=== INSTRUCTIONS FOR THE TASK ===
Without the pictures, can you quote each line below exactly?

....

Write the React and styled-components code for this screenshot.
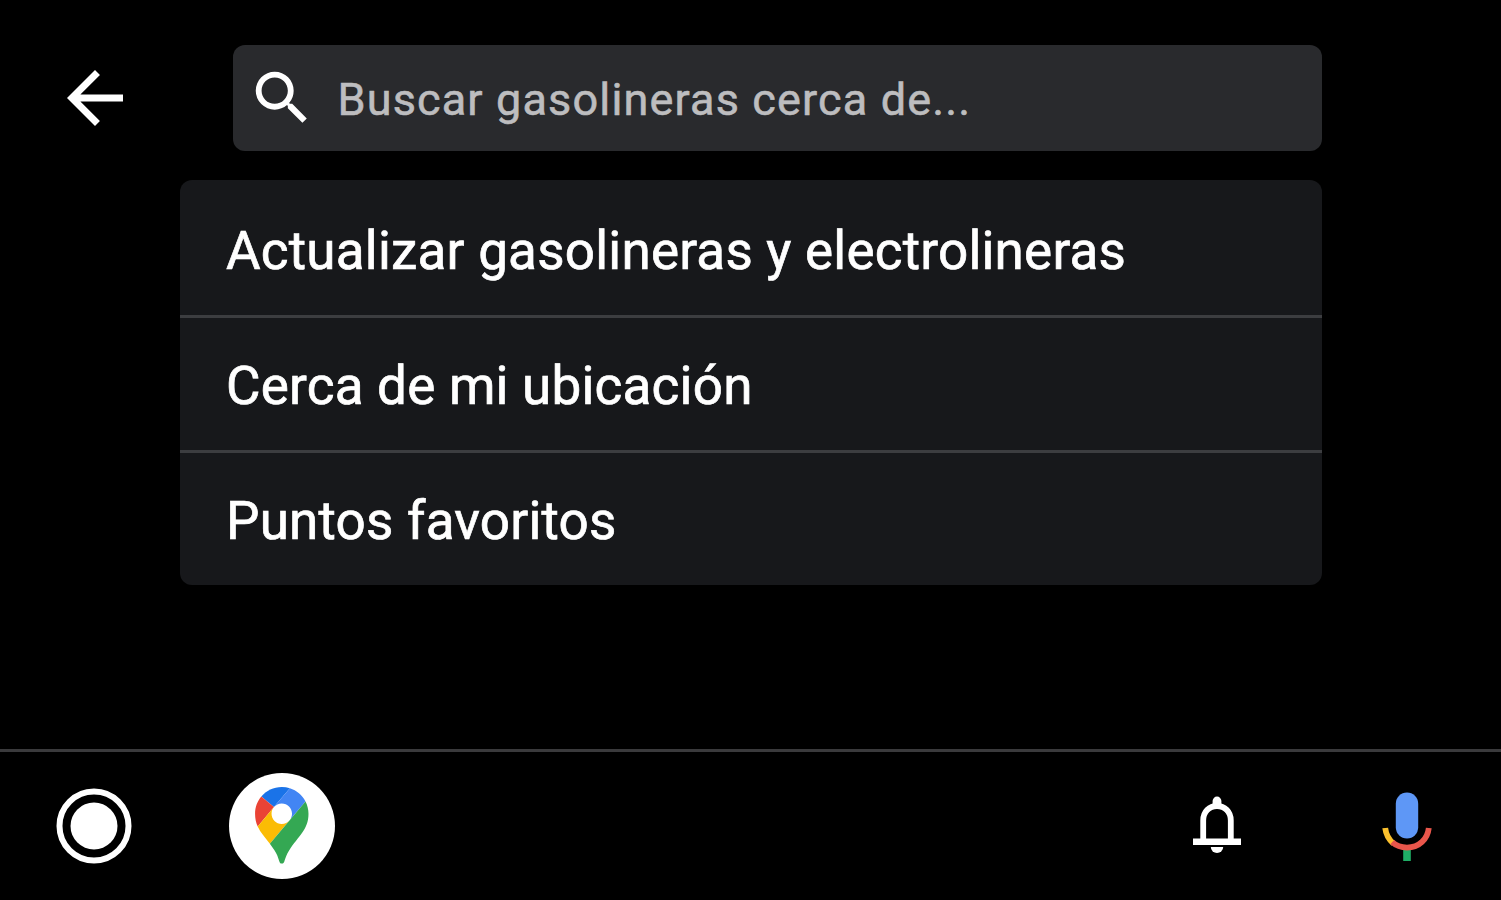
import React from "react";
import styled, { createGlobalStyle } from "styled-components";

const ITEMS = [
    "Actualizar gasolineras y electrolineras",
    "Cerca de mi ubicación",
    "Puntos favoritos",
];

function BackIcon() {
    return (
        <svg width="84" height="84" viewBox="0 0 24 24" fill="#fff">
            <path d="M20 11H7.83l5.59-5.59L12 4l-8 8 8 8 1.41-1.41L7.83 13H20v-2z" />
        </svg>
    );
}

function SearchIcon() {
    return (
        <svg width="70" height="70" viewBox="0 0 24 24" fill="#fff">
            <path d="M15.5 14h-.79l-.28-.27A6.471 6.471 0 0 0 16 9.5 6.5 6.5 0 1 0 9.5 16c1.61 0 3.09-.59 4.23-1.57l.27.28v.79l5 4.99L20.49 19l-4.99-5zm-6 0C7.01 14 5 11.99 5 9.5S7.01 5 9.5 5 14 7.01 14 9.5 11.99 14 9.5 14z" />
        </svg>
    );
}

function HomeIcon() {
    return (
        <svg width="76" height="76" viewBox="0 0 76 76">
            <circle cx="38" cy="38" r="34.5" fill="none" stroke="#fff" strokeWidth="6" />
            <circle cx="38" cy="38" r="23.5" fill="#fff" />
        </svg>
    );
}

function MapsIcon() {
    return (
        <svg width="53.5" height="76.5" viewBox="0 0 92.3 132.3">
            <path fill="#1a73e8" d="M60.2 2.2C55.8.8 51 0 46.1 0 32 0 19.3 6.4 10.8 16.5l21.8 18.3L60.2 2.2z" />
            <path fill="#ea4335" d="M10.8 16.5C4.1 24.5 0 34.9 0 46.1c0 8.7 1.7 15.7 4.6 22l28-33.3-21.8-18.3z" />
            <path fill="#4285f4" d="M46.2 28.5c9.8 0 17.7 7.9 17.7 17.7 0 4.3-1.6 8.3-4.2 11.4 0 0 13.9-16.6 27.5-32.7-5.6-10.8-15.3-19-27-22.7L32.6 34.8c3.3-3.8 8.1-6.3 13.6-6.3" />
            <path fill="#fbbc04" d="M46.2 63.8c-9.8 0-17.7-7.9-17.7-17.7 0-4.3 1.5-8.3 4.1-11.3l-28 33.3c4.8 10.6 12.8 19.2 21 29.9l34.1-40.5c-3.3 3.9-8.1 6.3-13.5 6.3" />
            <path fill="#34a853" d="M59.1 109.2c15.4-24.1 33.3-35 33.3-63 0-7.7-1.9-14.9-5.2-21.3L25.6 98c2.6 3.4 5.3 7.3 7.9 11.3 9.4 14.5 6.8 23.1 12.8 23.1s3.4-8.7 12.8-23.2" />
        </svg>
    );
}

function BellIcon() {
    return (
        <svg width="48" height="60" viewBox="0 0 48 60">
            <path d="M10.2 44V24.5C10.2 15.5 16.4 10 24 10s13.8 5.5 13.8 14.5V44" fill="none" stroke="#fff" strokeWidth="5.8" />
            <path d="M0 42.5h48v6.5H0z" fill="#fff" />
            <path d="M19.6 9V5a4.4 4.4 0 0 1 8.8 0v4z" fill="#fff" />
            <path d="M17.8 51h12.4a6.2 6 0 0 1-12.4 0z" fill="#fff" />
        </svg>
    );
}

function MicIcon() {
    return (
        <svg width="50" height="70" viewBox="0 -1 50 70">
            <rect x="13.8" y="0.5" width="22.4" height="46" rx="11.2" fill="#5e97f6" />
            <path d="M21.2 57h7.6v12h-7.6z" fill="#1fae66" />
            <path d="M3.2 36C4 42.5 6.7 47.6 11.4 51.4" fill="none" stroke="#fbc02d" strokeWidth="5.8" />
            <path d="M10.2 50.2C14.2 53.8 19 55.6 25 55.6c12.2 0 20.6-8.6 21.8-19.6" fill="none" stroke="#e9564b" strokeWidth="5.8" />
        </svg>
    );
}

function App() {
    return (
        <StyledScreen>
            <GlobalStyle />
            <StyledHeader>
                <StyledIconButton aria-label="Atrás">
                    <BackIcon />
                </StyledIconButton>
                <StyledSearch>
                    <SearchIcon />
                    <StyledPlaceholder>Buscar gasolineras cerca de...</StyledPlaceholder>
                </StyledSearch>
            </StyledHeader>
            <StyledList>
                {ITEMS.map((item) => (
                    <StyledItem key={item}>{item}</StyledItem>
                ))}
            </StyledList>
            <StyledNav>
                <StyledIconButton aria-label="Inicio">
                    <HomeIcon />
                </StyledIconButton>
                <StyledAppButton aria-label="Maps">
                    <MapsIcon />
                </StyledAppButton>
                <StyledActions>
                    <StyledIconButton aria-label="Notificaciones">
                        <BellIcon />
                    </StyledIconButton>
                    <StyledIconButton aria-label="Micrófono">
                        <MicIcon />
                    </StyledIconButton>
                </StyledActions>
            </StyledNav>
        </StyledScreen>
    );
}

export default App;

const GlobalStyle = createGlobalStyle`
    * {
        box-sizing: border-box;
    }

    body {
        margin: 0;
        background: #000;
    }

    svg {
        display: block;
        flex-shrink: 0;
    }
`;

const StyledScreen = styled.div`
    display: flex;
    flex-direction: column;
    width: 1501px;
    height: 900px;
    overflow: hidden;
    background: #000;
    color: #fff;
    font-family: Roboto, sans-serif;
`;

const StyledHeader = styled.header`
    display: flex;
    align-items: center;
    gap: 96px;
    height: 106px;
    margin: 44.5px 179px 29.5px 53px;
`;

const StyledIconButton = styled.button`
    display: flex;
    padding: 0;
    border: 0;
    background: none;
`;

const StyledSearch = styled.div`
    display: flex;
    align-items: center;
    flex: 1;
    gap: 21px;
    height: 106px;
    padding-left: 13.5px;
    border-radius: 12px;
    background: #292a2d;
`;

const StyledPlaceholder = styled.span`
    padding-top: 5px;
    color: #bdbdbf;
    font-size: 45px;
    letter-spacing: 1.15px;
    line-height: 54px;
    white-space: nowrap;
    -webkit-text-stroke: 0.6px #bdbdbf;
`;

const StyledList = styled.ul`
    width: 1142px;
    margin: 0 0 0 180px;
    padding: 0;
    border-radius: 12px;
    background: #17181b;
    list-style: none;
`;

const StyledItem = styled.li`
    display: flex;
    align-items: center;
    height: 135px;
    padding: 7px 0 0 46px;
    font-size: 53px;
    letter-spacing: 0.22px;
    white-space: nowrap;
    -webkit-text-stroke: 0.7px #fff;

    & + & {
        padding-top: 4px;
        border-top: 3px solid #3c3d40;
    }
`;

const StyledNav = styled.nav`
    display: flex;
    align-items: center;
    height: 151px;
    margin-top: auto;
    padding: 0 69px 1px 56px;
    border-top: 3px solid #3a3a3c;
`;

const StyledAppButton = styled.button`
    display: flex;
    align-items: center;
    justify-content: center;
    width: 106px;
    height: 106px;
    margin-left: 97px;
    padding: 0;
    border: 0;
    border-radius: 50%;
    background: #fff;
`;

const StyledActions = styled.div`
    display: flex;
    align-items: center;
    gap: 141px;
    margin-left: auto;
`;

....

=== WRITTEN ANSWER ===
Write the React and styled-components code for this screenshot.
import React from "react";
import styled, { createGlobalStyle } from "styled-components";

const ITEMS = [
    "Actualizar gasolineras y electrolineras",
    "Cerca de mi ubicación",
    "Puntos favoritos",
];

function BackIcon() {
    return (
        <svg width="84" height="84" viewBox="0 0 24 24" fill="#fff">
            <path d="M20 11H7.83l5.59-5.59L12 4l-8 8 8 8 1.41-1.41L7.83 13H20v-2z" />
        </svg>
    );
}

function SearchIcon() {
    return (
        <svg width="70" height="70" viewBox="0 0 24 24" fill="#fff">
            <path d="M15.5 14h-.79l-.28-.27A6.471 6.471 0 0 0 16 9.5 6.5 6.5 0 1 0 9.5 16c1.61 0 3.09-.59 4.23-1.57l.27.28v.79l5 4.99L20.49 19l-4.99-5zm-6 0C7.01 14 5 11.99 5 9.5S7.01 5 9.5 5 14 7.01 14 9.5 11.99 14 9.5 14z" />
        </svg>
    );
}

function HomeIcon() {
    return (
        <svg width="76" height="76" viewBox="0 0 76 76">
            <circle cx="38" cy="38" r="34.5" fill="none" stroke="#fff" strokeWidth="6" />
            <circle cx="38" cy="38" r="23.5" fill="#fff" />
        </svg>
    );
}

function MapsIcon() {
    return (
        <svg width="53.5" height="76.5" viewBox="0 0 92.3 132.3">
            <path fill="#1a73e8" d="M60.2 2.2C55.8.8 51 0 46.1 0 32 0 19.3 6.4 10.8 16.5l21.8 18.3L60.2 2.2z" />
            <path fill="#ea4335" d="M10.8 16.5C4.1 24.5 0 34.9 0 46.1c0 8.7 1.7 15.7 4.6 22l28-33.3-21.8-18.3z" />
            <path fill="#4285f4" d="M46.2 28.5c9.8 0 17.7 7.9 17.7 17.7 0 4.3-1.6 8.3-4.2 11.4 0 0 13.9-16.6 27.5-32.7-5.6-10.8-15.3-19-27-22.7L32.6 34.8c3.3-3.8 8.1-6.3 13.6-6.3" />
            <path fill="#fbbc04" d="M46.2 63.8c-9.8 0-17.7-7.9-17.7-17.7 0-4.3 1.5-8.3 4.1-11.3l-28 33.3c4.8 10.6 12.8 19.2 21 29.9l34.1-40.5c-3.3 3.9-8.1 6.3-13.5 6.3" />
            <path fill="#34a853" d="M59.1 109.2c15.4-24.1 33.3-35 33.3-63 0-7.7-1.9-14.9-5.2-21.3L25.6 98c2.6 3.4 5.3 7.3 7.9 11.3 9.4 14.5 6.8 23.1 12.8 23.1s3.4-8.7 12.8-23.2" />
        </svg>
    );
}

function BellIcon() {
    return (
        <svg width="48" height="60" viewBox="0 0 48 60">
            <path d="M10.2 44V24.5C10.2 15.5 16.4 10 24 10s13.8 5.5 13.8 14.5V44" fill="none" stroke="#fff" strokeWidth="5.8" />
            <path d="M0 42.5h48v6.5H0z" fill="#fff" />
            <path d="M19.6 9V5a4.4 4.4 0 0 1 8.8 0v4z" fill="#fff" />
            <path d="M17.8 51h12.4a6.2 6 0 0 1-12.4 0z" fill="#fff" />
        </svg>
    );
}

function MicIcon() {
    return (
        <svg width="50" height="70" viewBox="0 -1 50 70">
            <rect x="13.8" y="0.5" width="22.4" height="46" rx="11.2" fill="#5e97f6" />
            <path d="M21.2 57h7.6v12h-7.6z" fill="#1fae66" />
            <path d="M3.2 36C4 42.5 6.7 47.6 11.4 51.4" fill="none" stroke="#fbc02d" strokeWidth="5.8" />
            <path d="M10.2 50.2C14.2 53.8 19 55.6 25 55.6c12.2 0 20.6-8.6 21.8-19.6" fill="none" stroke="#e9564b" strokeWidth="5.8" />
        </svg>
    );
}

function App() {
    return (
        <StyledScreen>
            <GlobalStyle />
            <StyledHeader>
                <StyledIconButton aria-label="Atrás">
                    <BackIcon />
                </StyledIconButton>
                <StyledSearch>
                    <SearchIcon />
                    <StyledPlaceholder>Buscar gasolineras cerca de...</StyledPlaceholder>
                </StyledSearch>
            </StyledHeader>
            <StyledList>
                {ITEMS.map((item) => (
                    <StyledItem key={item}>{item}</StyledItem>
                ))}
            </StyledList>
            <StyledNav>
                <StyledIconButton aria-label="Inicio">
                    <HomeIcon />
                </StyledIconButton>
                <StyledAppButton aria-label="Maps">
                    <MapsIcon />
                </StyledAppButton>
                <StyledActions>
                    <StyledIconButton aria-label="Notificaciones">
                        <BellIcon />
                    </StyledIconButton>
                    <StyledIconButton aria-label="Micrófono">
                        <MicIcon />
                    </StyledIconButton>
                </StyledActions>
            </StyledNav>
        </StyledScreen>
    );
}

export default App;

const GlobalStyle = createGlobalStyle`
    * {
        box-sizing: border-box;
    }

    body {
        margin: 0;
        background: #000;
    }

    svg {
        display: block;
        flex-shrink: 0;
    }
`;

const StyledScreen = styled.div`
    display: flex;
    flex-direction: column;
    width: 1501px;
    height: 900px;
    overflow: hidden;
    background: #000;
    color: #fff;
    font-family: Roboto, sans-serif;
`;

const StyledHeader = styled.header`
    display: flex;
    align-items: center;
    gap: 96px;
    height: 106px;
    margin: 44.5px 179px 29.5px 53px;
`;

const StyledIconButton = styled.button`
    display: flex;
    padding: 0;
    border: 0;
    background: none;
`;

const StyledSearch = styled.div`
    display: flex;
    align-items: center;
    flex: 1;
    gap: 21px;
    height: 106px;
    padding-left: 13.5px;
    border-radius: 12px;
    background: #292a2d;
`;

const StyledPlaceholder = styled.span`
    padding-top: 5px;
    color: #bdbdbf;
    font-size: 45px;
    letter-spacing: 1.15px;
    line-height: 54px;
    white-space: nowrap;
    -webkit-text-stroke: 0.6px #bdbdbf;
`;

const StyledList = styled.ul`
    width: 1142px;
    margin: 0 0 0 180px;
    padding: 0;
    border-radius: 12px;
    background: #17181b;
    list-style: none;
`;

const StyledItem = styled.li`
    display: flex;
    align-items: center;
    height: 135px;
    padding: 7px 0 0 46px;
    font-size: 53px;
    letter-spacing: 0.22px;
    white-space: nowrap;
    -webkit-text-stroke: 0.7px #fff;

    & + & {
        padding-top: 4px;
        border-top: 3px solid #3c3d40;
    }
`;

const StyledNav = styled.nav`
    display: flex;
    align-items: center;
    height: 151px;
    margin-top: auto;
    padding: 0 69px 1px 56px;
    border-top: 3px solid #3a3a3c;
`;

const StyledAppButton = styled.button`
    display: flex;
    align-items: center;
    justify-content: center;
    width: 106px;
    height: 106px;
    margin-left: 97px;
    padding: 0;
    border: 0;
    border-radius: 50%;
    background: #fff;
`;

const StyledActions = styled.div`
    display: flex;
    align-items: center;
    gap: 141px;
    margin-left: auto;
`;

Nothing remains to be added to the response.